Create a Growth Plan, Not Just Career Goals
Many professionals have goals.
Few have a growth plan.
A growth plan answers four important questions:
Where am I today?
Be honest about your strengths, gaps, reputation, and current impact.
Where do I want to be?
Define the leadership role, responsibility, or influence you aspire to achieve.
What is preventing progress?
Identify skill gaps, behavioural patterns, limiting beliefs, or organisational barriers.
What must change?
Determine the actions, habits, and development priorities required to move forward.
Without clarity, effort gets scattered.
With clarity, growth becomes intentional.

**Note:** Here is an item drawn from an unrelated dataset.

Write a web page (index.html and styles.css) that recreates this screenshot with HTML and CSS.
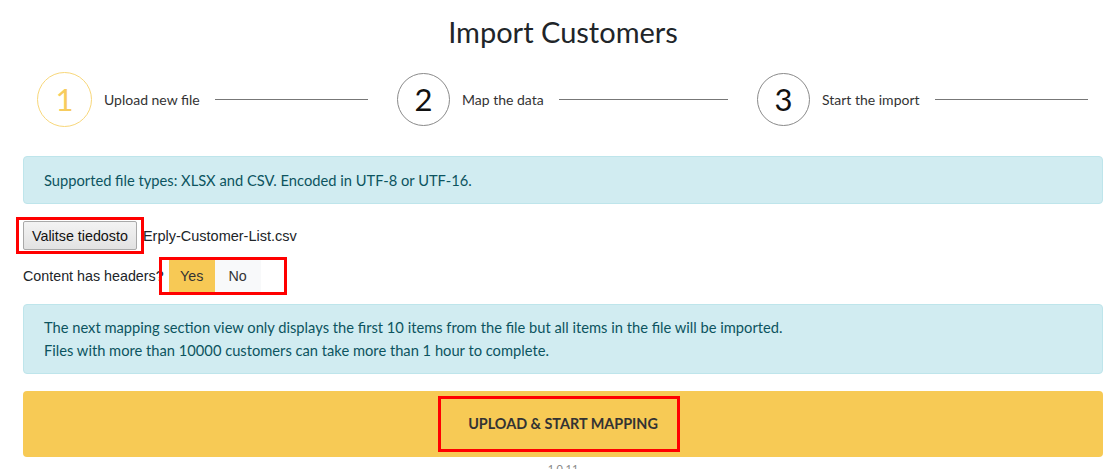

Leadership Growth Starts With Self-Awareness
One insight stands above all others.
The professionals who progress furthest are rarely those with the highest IQ or the strongest technical expertise.
They are often the individuals with the highest level of self-awareness.
They understand:
- How they are perceived
- What motivates them
- What holds them back
- How their behaviour impacts others
Self-awareness creates choice.
Choice creates growth.
Growth creates leadership.
Final Thoughts
Mid-career is not a waiting room for promotion.
It is a defining stage where professionals either continue operating as experts or begin evolving into leaders.
The transition to senior leadership is not simply about acquiring new skills.
It is about changing how you think, how you show up, how you influence, and how you create impact through others.
The professionals who make this shift successfully are not necessarily the smartest people in the room.
They are the ones who continuously learn, adapt, build relationships, increase their influence, and invest in their own development.
The opportunity is available to every professional.
The question is:
Are you preparing for your next role, or are you becoming the leader your next role will require?